start
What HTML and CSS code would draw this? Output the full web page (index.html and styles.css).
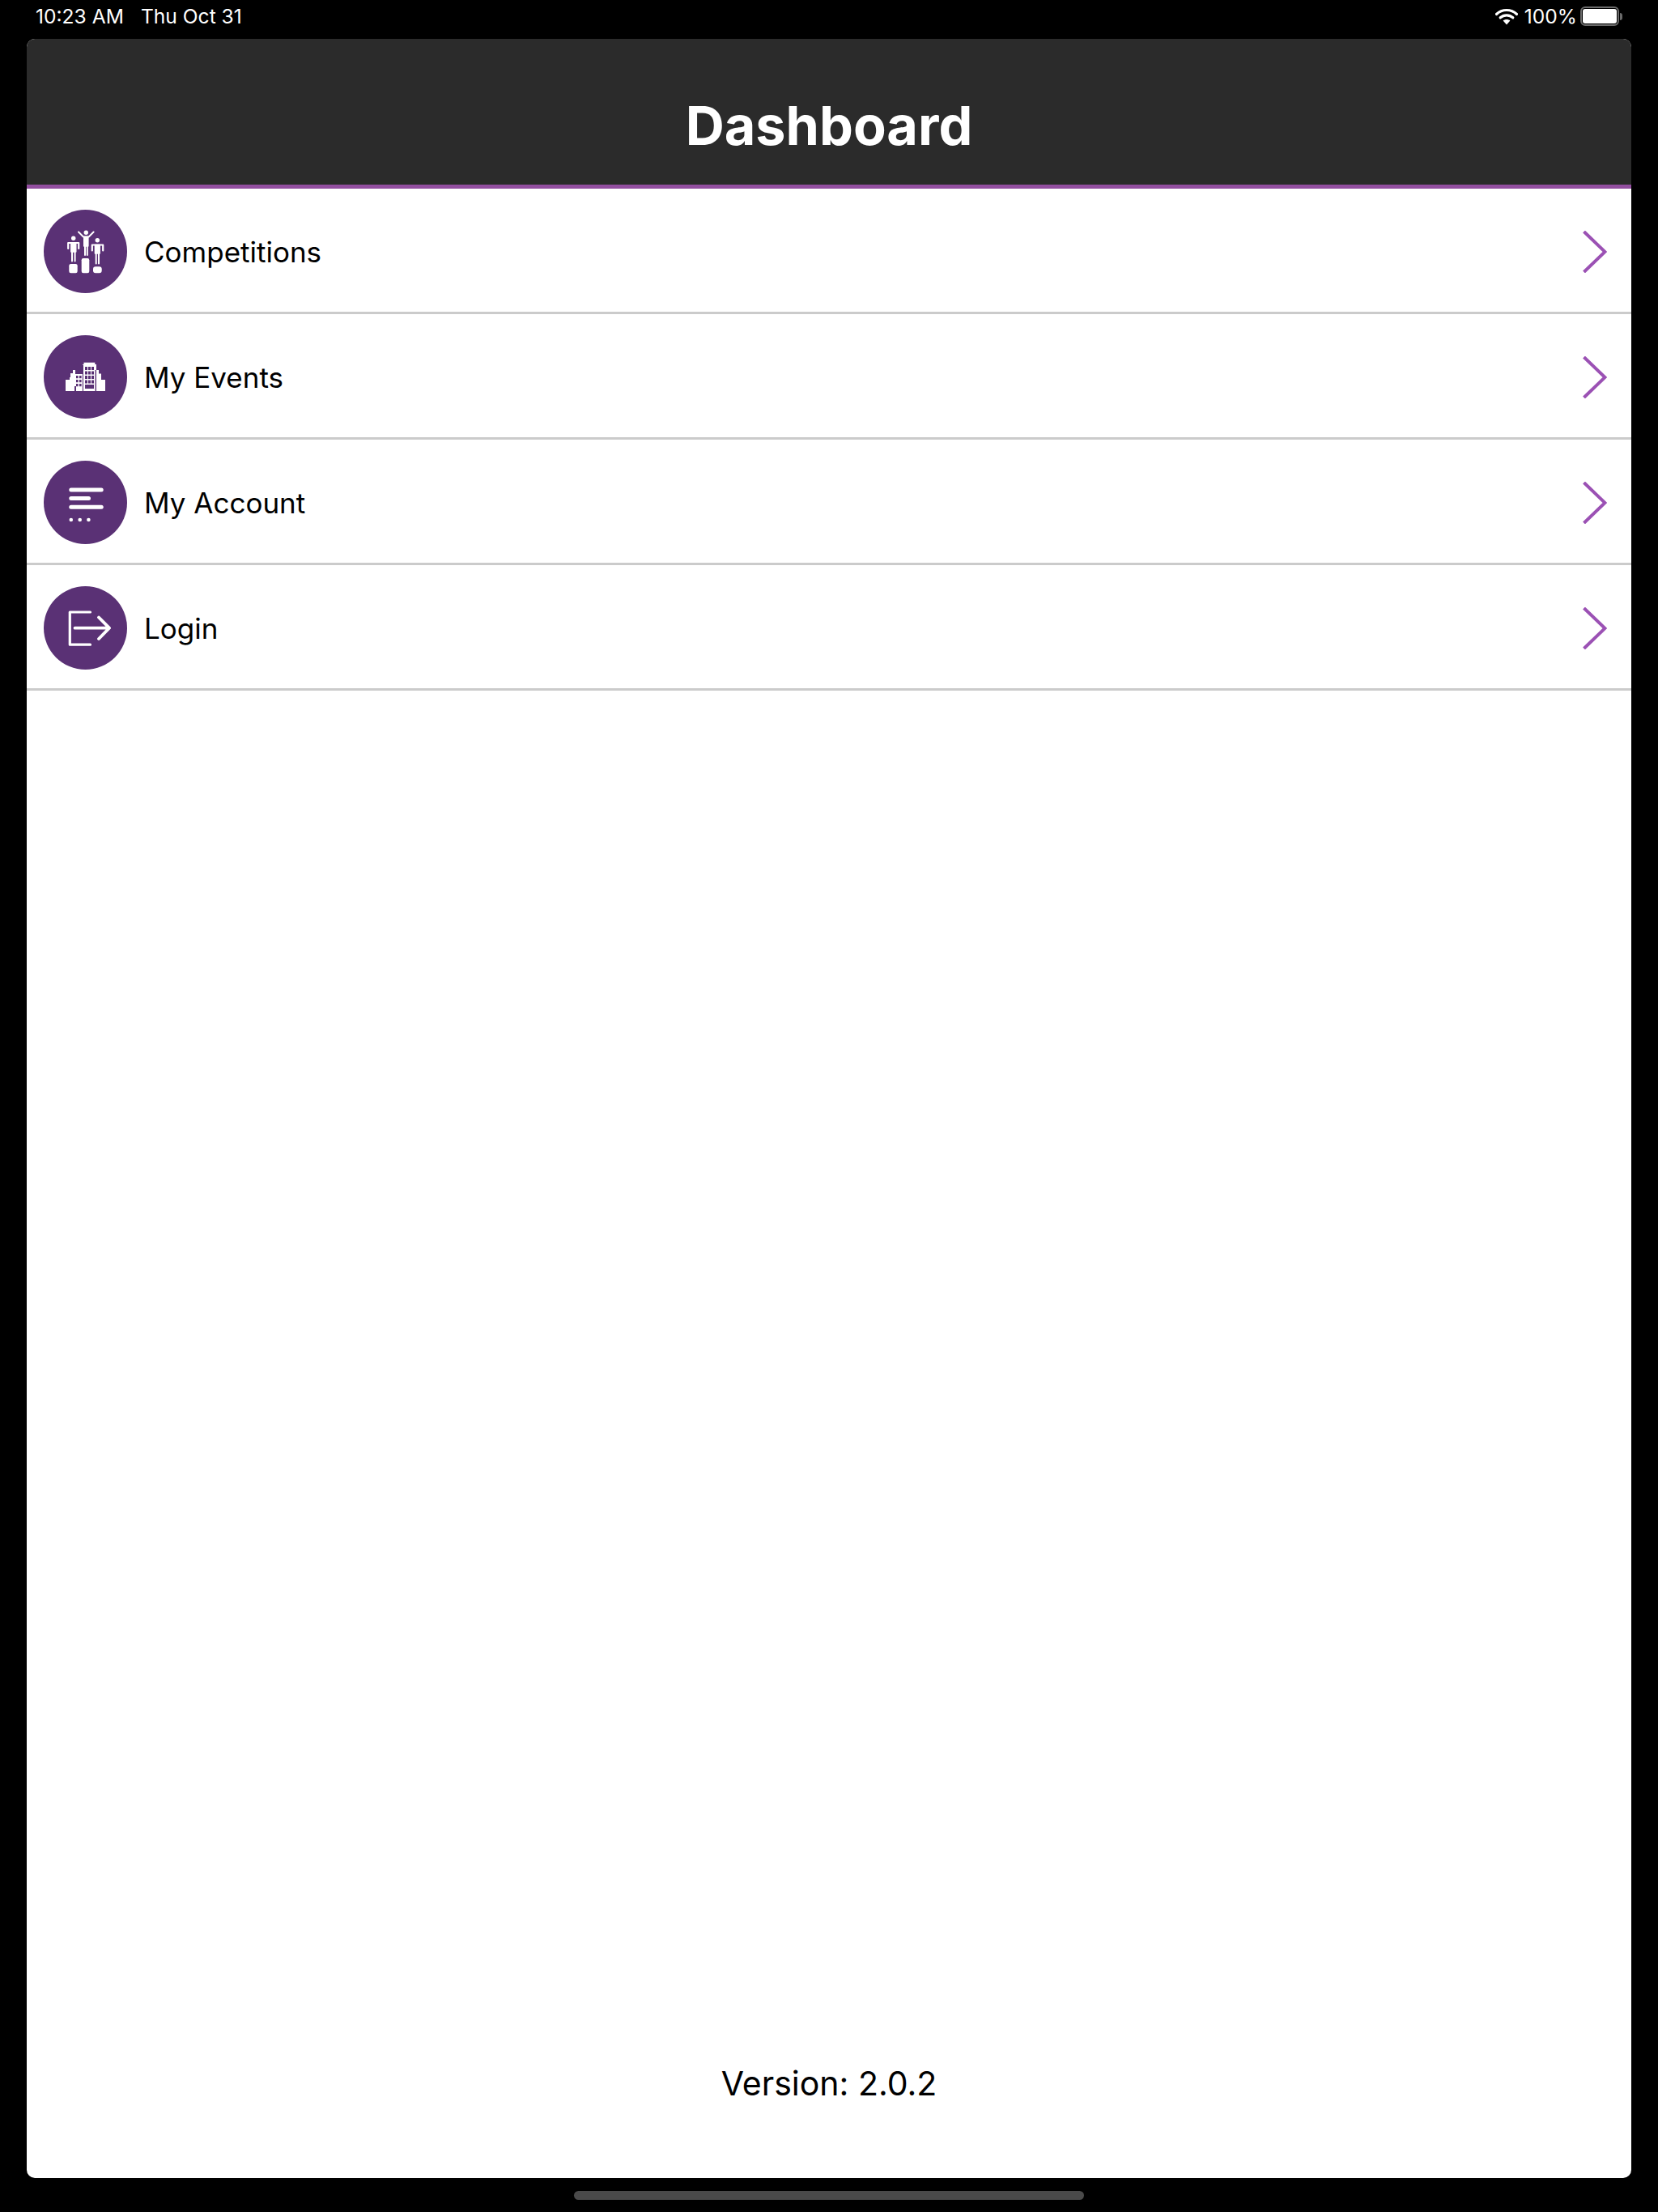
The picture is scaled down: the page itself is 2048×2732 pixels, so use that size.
FILE: index.html
```html
<!DOCTYPE html>
<html lang="en">
<head>
<meta charset="utf-8">
<title>Dashboard</title>
<link rel="stylesheet" href="styles.css">
</head>
<body>
<div class="status">
  <div class="status-left"><span>10:23 AM</span><span>Thu Oct 31</span></div>
  <div class="status-right">
    <svg class="wifi" width="28" height="21" viewBox="0 0 28 21"><path d="M1.5 7.5C8.5 0.8 19.5 0.8 26.5 7.5" fill="none" stroke="#fff" stroke-width="3.2" stroke-linecap="round"/><path d="M6.2 11.8C10.6 7.8 17.4 7.8 21.8 11.8" fill="none" stroke="#fff" stroke-width="3.2" stroke-linecap="round"/><path d="M14 20.5L9.6 15.6C12 13.6 16 13.6 18.4 15.6Z" fill="#fff"/></svg>
    <span class="pct">100%</span>
    <div class="battery"><div class="battery-body"><div class="battery-fill"></div></div><div class="battery-cap"></div></div>
  </div>
</div>
<main class="panel">
  <header class="header"><h1>Dashboard</h1></header>
  <nav class="menu">
    <a class="row">
      <svg class="icon" viewBox="0 0 103 103"><circle cx="51.5" cy="51.5" r="51.5" fill="#5a3175"/>
        <g fill="#fff"><circle cx="52.3" cy="28.3" r="2.7"/><circle cx="36.7" cy="35.2" r="2.7"/><circle cx="66.3" cy="37.7" r="2.7"/>
        <rect x="31.3" y="67" width="10.4" height="11.2" rx="2.2"/><rect x="46.7" y="60" width="9.6" height="18.3" rx="2.2"/><rect x="61" y="70.3" width="10.7" height="7.9" rx="3"/></g>
        <g fill="none" stroke="#fff" stroke-linecap="round" stroke-linejoin="round"><path d="M43 27.5L49 33.5H55.6L61.6 27.5" stroke-width="2"/><path d="M49.8 33.5V45H54.8V33.5Z" fill="#fff" stroke-width="1.6"/><path d="M51 45V56M53.8 45V56" stroke-width="2"/>
        <path d="M30.2 48V41H43.2V48" stroke-width="2.2"/><path d="M33.8 41V52H39.8V41Z" fill="#fff" stroke-width="1.4"/><path d="M35 52V63.5M38.6 52V63.5" stroke-width="2"/>
        <path d="M59.8 50.5V43.5H73.2V50.5" stroke-width="2.2"/><path d="M63.4 43.5V54H69.2V43.5Z" fill="#fff" stroke-width="1.4"/><path d="M64.7 54V66.5M68 54V66.5" stroke-width="2"/></g>
      </svg>
      <span class="label">Competitions</span>
      <svg class="chev" width="30" height="52" viewBox="0 0 30 52"><path d="M1.5 1L27.5 26L1.5 51" fill="none" stroke="#9b51b4" stroke-width="4"/></svg>
    </a>
    <a class="row">
      <svg class="icon" viewBox="0 0 103 103"><circle cx="51.5" cy="51.5" r="51.5" fill="#5a3175"/>
        <path fill="#fff" d="M27 69V55H32V52H33V55H32.7H33V47H36V43H39V48H48V36H49.5V33.7H63.3V36H65V43H68V47.5H71V55H76V69Z"/>
        <path fill="#5a3175" d="M47.9 69V36.7H49V69ZM63.6 69V43H65V69ZM38 69V63H40V69Z"/>
        <g fill="#5a3175"><rect x="51" y="39" width="3" height="4"/><rect x="55" y="39" width="3" height="4"/><rect x="59" y="39" width="3" height="4"/><rect x="51" y="44.5" width="3" height="4"/><rect x="55" y="44.5" width="3" height="4"/><rect x="59" y="44.5" width="3" height="4"/><rect x="51" y="50" width="3" height="4"/><rect x="55" y="50" width="3" height="4"/><rect x="59" y="50" width="3" height="4"/><rect x="51" y="55.5" width="3" height="4"/><rect x="55" y="55.5" width="3" height="4"/><rect x="59" y="55.5" width="3" height="4"/><rect x="51" y="61" width="11" height="5"/>
        <rect x="40" y="50" width="2.6" height="3.2"/><rect x="44" y="50" width="2.6" height="3.2"/><rect x="40" y="55" width="2.6" height="3.2"/><rect x="44" y="55" width="2.6" height="3.2"/><rect x="40" y="60" width="2.6" height="3.2"/><rect x="44" y="60" width="2.6" height="3.2"/></g>
      </svg>
      <span class="label">My Events</span>
      <svg class="chev" width="30" height="52" viewBox="0 0 30 52"><path d="M1.5 1L27.5 26L1.5 51" fill="none" stroke="#9b51b4" stroke-width="4"/></svg>
    </a>
    <a class="row">
      <svg class="icon" viewBox="0 0 103 103"><circle cx="51.5" cy="51.5" r="51.5" fill="#5a3175"/>
        <g fill="#fff"><rect x="31.3" y="33.5" width="42.4" height="5" rx="2.5"/><rect x="31.3" y="44" width="26.7" height="5" rx="2.5"/><rect x="31.3" y="54.8" width="42.4" height="5" rx="2.5"/><circle cx="33.8" cy="73" r="2.3"/><circle cx="44.7" cy="73" r="2.3"/><circle cx="55.4" cy="73" r="2.3"/></g>
      </svg>
      <span class="label">My Account</span>
      <svg class="chev" width="30" height="52" viewBox="0 0 30 52"><path d="M1.5 1L27.5 26L1.5 51" fill="none" stroke="#9b51b4" stroke-width="4"/></svg>
    </a>
    <a class="row">
      <svg class="icon" viewBox="0 0 103 103"><circle cx="51.5" cy="51.5" r="51.5" fill="#5a3175"/>
        <g fill="none" stroke="#fff" stroke-linecap="round" stroke-linejoin="round"><path d="M57.5 32H32.3V72.2H57.5" stroke-width="3.2"/><path d="M38.5 51.7H79M68 38.5L81 51.7L68 65" stroke-width="3.8"/></g>
      </svg>
      <span class="label">Login</span>
      <svg class="chev" width="30" height="52" viewBox="0 0 30 52"><path d="M1.5 1L27.5 26L1.5 51" fill="none" stroke="#9b51b4" stroke-width="4"/></svg>
    </a>
  </nav>
  <footer class="version">Version: 2.0.2</footer>
</main>
<div class="home"><div class="home-bar"></div></div>
</body>
</html>
```
FILE: styles.css
```css
* { box-sizing: border-box; }
html, body { margin: 0; padding: 0; }
body {
  width: 2048px;
  height: 2732px;
  background: #000;
  font-family: Inter, "Liberation Sans", sans-serif;
  overflow: hidden;
}
.status {
  height: 48px;
  padding: 0 44px;
  display: flex;
  justify-content: space-between;
  align-items: flex-start;
  color: #fff;
  font-size: 24.6px;
  line-height: 40px;
}
.status-left { display: flex; gap: 21px; }
.status-right { display: flex; align-items: flex-start; }
.wifi { margin-top: 10px; }
.pct { margin-left: 8px; }
.battery { margin-left: 4px; margin-top: 8px; display: flex; align-items: center; }
.battery-body {
  width: 48px;
  height: 24px;
  border: 2px solid #6a6a6a;
  border-radius: 6px;
  padding: 1px;
}
.battery-fill { width: 100%; height: 100%; background: #fff; border-radius: 3px; }
.battery-cap { width: 3px; height: 9px; background: #6a6a6a; border-radius: 0 3px 3px 0; margin-left: 1px; }
.panel {
  margin: 0 33px;
  height: 2642px;
  background: #fff;
  border-radius: 10px;
  overflow: hidden;
  display: flex;
  flex-direction: column;
}
.header {
  height: 185px;
  background: #2b2b2b;
  border-bottom: 5px solid #934fa0;
  display: flex;
  align-items: center;
  justify-content: center;
  padding-top: 34px;
}
.header h1 { margin: 0; color: #fff; font-size: 66.5px; font-weight: 700; line-height: 1; }
.menu { display: flex; flex-direction: column; }
.row {
  height: 155px;
  padding: 0 30px 0 21px;
  display: flex;
  align-items: center;
  border-bottom: 3px solid #cbcbcb;
  color: #000;
}
.icon { width: 103px; height: 103px; flex: none; margin-top: 3px; }
.label { margin-left: 21px; font-size: 35px; flex: 1; margin-top: 3px; }
.chev { flex: none; margin-top: 3px; }
.version {
  margin-top: auto;
  padding-bottom: 92px;
  text-align: center;
  font-size: 41px;
  line-height: 50px;
  color: #000;
}
.home { display: flex; justify-content: center; padding-top: 16px; }
.home-bar { width: 630px; height: 11px; border-radius: 6px; background: #4a4a4a; }
```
end
#### [PROBLEM DETAILS]
Copy out every line of the listing that contains the string "page".

#### [FINISHED TASK]
What HTML and CSS code would draw this? Output the full web page (index.html and styles.css).
The picture is scaled down: the page itself is 2048×2732 pixels, so use that size.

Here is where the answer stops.